Future strategies to implement include:

• Twin/triplet/... elimination: 2 $[xy]$ cells eliminate $x$ and $y$ as candidates from all other cells in the lane.
  • (more advanced) Closed set elimination: Any set of cells which between them consume $[xyz...]$ eliminate $[xyz]$ as candidates from all other cells in the lane.
• Solve cells with 2 candidates where one would be visible and the other obscured.

Philosophy

• The goal is to get as far as possible with purely logical deductions, i.e. no ‘guesswork’ or ‘backtracking’. Even though guesswork isn’t well-defined^↗...
• The strategies I plan on implementing are mostly those covered in Skyscraping^↗.
• If we stick firmly to this, then we may be able to also generate new skyscrapers puzzles!

Footnotes

1. After many years solving Skyscrapers (on-off, granted), I can speedrun some sparse 5x5, will need to spend maybe a good hour on sparse 6x6, and have only ever solved 1 sparse 7x7, which took many sittings over many days.
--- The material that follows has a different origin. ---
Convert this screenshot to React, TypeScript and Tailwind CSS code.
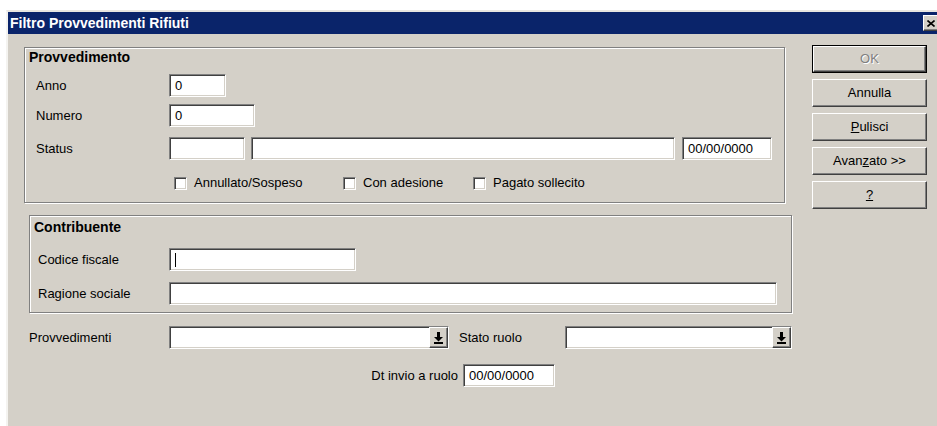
import type { ReactNode } from 'react'

// classic 3D borders
const sunken =
  'border border-t-[#808080] border-l-[#808080] border-r-white border-b-white shadow-[inset_1px_1px_0_#404040,inset_-1px_-1px_0_#d4d0c8]'
const raised =
  'border border-t-white border-l-white border-r-[#404040] border-b-[#404040] shadow-[inset_-1px_-1px_0_#808080]'
const etched = 'border border-[#808080] shadow-[inset_1px_1px_0_#fff,1px_1px_0_#fff]'

function Field({ className, children }: { className: string; children?: ReactNode }) {
  return (
    <div className={`h-[23px] shrink-0 bg-white ${sunken} flex items-center pl-[5px] ${className}`}>
      {children}
    </div>
  )
}

function Check({ label, className }: { label: string; className: string }) {
  return (
    <div className={`flex items-center shrink-0 ${className}`}>
      <span className={`w-[13px] h-[13px] bg-white ${sunken}`} />
      <span className="ml-[7px]">{label}</span>
    </div>
  )
}

function DropArrow() {
  return (
    <svg width="9" height="12" viewBox="0 0 9 12" fill="black">
      <rect x="3" y="0" width="3" height="5" />
      <path d="M0 5h9L4.5 9.5z" />
      <rect x="0" y="10" width="9" height="2" />
    </svg>
  )
}

function Combo({ className }: { className: string }) {
  return (
    <div className={`h-[23px] shrink-0 bg-white ${sunken} flex justify-end ${className}`}>
      <div className={`w-[19px] h-full bg-[#d4d0c8] ${raised} flex items-center justify-center`}>
        <DropArrow />
      </div>
    </div>
  )
}

function Button({ children, disabled, def }: { children: ReactNode; disabled?: boolean; def?: boolean }) {
  const face = (
    <div
      className={`h-full w-full bg-[#d4d0c8] ${raised} flex items-center justify-center ${
        disabled ? 'text-[#808080] [text-shadow:1px_1px_0_#fff]' : ''
      }`}
    >
      {children}
    </div>
  )
  if (def) return <div className="h-[28px] w-[115px] border border-black">{face}</div>
  return <div className="h-[28px] w-[115px]">{face}</div>
}

export default function App() {
  return (
    <div className="w-[937px] h-[426px] overflow-hidden bg-white font-['Liberation_Sans',Arial,sans-serif] text-[13px] text-black">
      <div className="mt-[10px] ml-[6px] w-[935px] h-[420px] bg-[#d4d0c8] border-t-2 border-l-2 border-t-[#e8e6e1] border-l-[#f4f3f0] flex flex-col">
        {/* Title bar */}
        <div className="h-[22px] shrink-0 bg-[#0a246a] flex items-center justify-between pl-[2px] pr-[2px]">
          <span className="text-white font-bold text-[14px] leading-[16px]">Filtro Provvedimenti Rifiuti</span>
          <div className={`w-[16px] h-[16px] bg-[#d4d0c8] ${raised} flex items-center justify-center`}>
            <svg width="8" height="7" viewBox="0 0 8 7" stroke="black" strokeWidth="1.6">
              <path d="M0.5 0.5l7 6M7.5 0.5l-7 6" />
            </svg>
          </div>
        </div>

        <div className="flex">
          {/* Form */}
          <div className="w-[784px] shrink-0">
            <section className={`ml-[16px] mt-[13px] w-[761px] h-[156px] ${etched} pl-[4px] pt-[1px]`}>
              <div className="h-[16px] leading-[16px] font-bold text-[14px]">Provvedimento</div>
              <div className="mt-[9px] flex items-center h-[23px]">
                <span className="ml-[7px] w-[133px] shrink-0">Anno</span>
                <Field className="w-[57px]">0</Field>
              </div>
              <div className="mt-[7px] flex items-center h-[23px]">
                <span className="ml-[7px] w-[133px] shrink-0">Numero</span>
                <Field className="w-[86px]">0</Field>
              </div>
              <div className="mt-[10px] flex items-center h-[23px]">
                <span className="ml-[7px] w-[133px] shrink-0">Status</span>
                <Field className="w-[76px]" />
                <Field className="ml-[6px] w-[424px]" />
                <Field className="ml-[7px] w-[90px]">00/00/0000</Field>
              </div>
              <div className="mt-[15px] flex items-center h-[16px] pl-[145px]">
                <Check label="Annullato/Sospeso" className="w-[169px]" />
                <Check label="Con adesione" className="w-[130px]" />
                <Check label="Pagato sollecito" className="w-[150px]" />
              </div>
            </section>

            <section className={`ml-[21px] mt-[12px] w-[763px] h-[98px] ${etched} pl-[4px] pt-[3px]`}>
              <div className="h-[16px] leading-[16px] font-bold text-[14px]">Contribuente</div>
              <div className="mt-[13px] flex items-center h-[23px]">
                <span className="ml-[4px] w-[131px] shrink-0">Codice fiscale</span>
                <Field className="w-[187px]">
                  <span className="w-px h-[14px] bg-black" />
                </Field>
              </div>
              <div className="mt-[11px] flex items-center h-[23px]">
                <span className="ml-[4px] w-[131px] shrink-0">Ragione sociale</span>
                <Field className="w-[608px]" />
              </div>
            </section>

            <div className="mt-[13px] pl-[21px] flex items-center h-[23px]">
              <span className="w-[140px] shrink-0">Provvedimenti</span>
              <Combo className="w-[280px]" />
              <span className="ml-[10px] w-[106px] shrink-0">Stato ruolo</span>
              <Combo className="w-[227px]" />
            </div>

            <div className="mt-[15px] pl-[363px] flex items-center h-[23px]">
              <span className="w-[92px] shrink-0 text-right pr-[5px]">Dt invio a ruolo</span>
              <Field className="w-[92px]">00/00/0000</Field>
            </div>
          </div>

          {/* Command buttons */}
          <div className="ml-[20px] mt-[11px] flex flex-col gap-[6px]">
            <Button def disabled>OK</Button>
            <Button>Annulla</Button>
            <Button>
              <span><u>P</u>ulisci</span>
            </Button>
            <Button>
              <span>Avan<u>z</u>ato &gt;&gt;</span>
            </Button>
            <Button>
              <u>?</u>
            </Button>
          </div>
        </div>
      </div>
    </div>
  )
}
Ofc, you may find easier large puzzles with specially designed tricks on sites other than Brainbashers, but this is the only site I’ve really used, so it’s all I have to go off =) ↩

2. The algorithm steps are executed in this order to optimise deduction rate, but you could theoretically use any order. ↩

3. Named this way because, if you were to look at the skyline of skyscrapers, you would see them taller than other buildings! ↩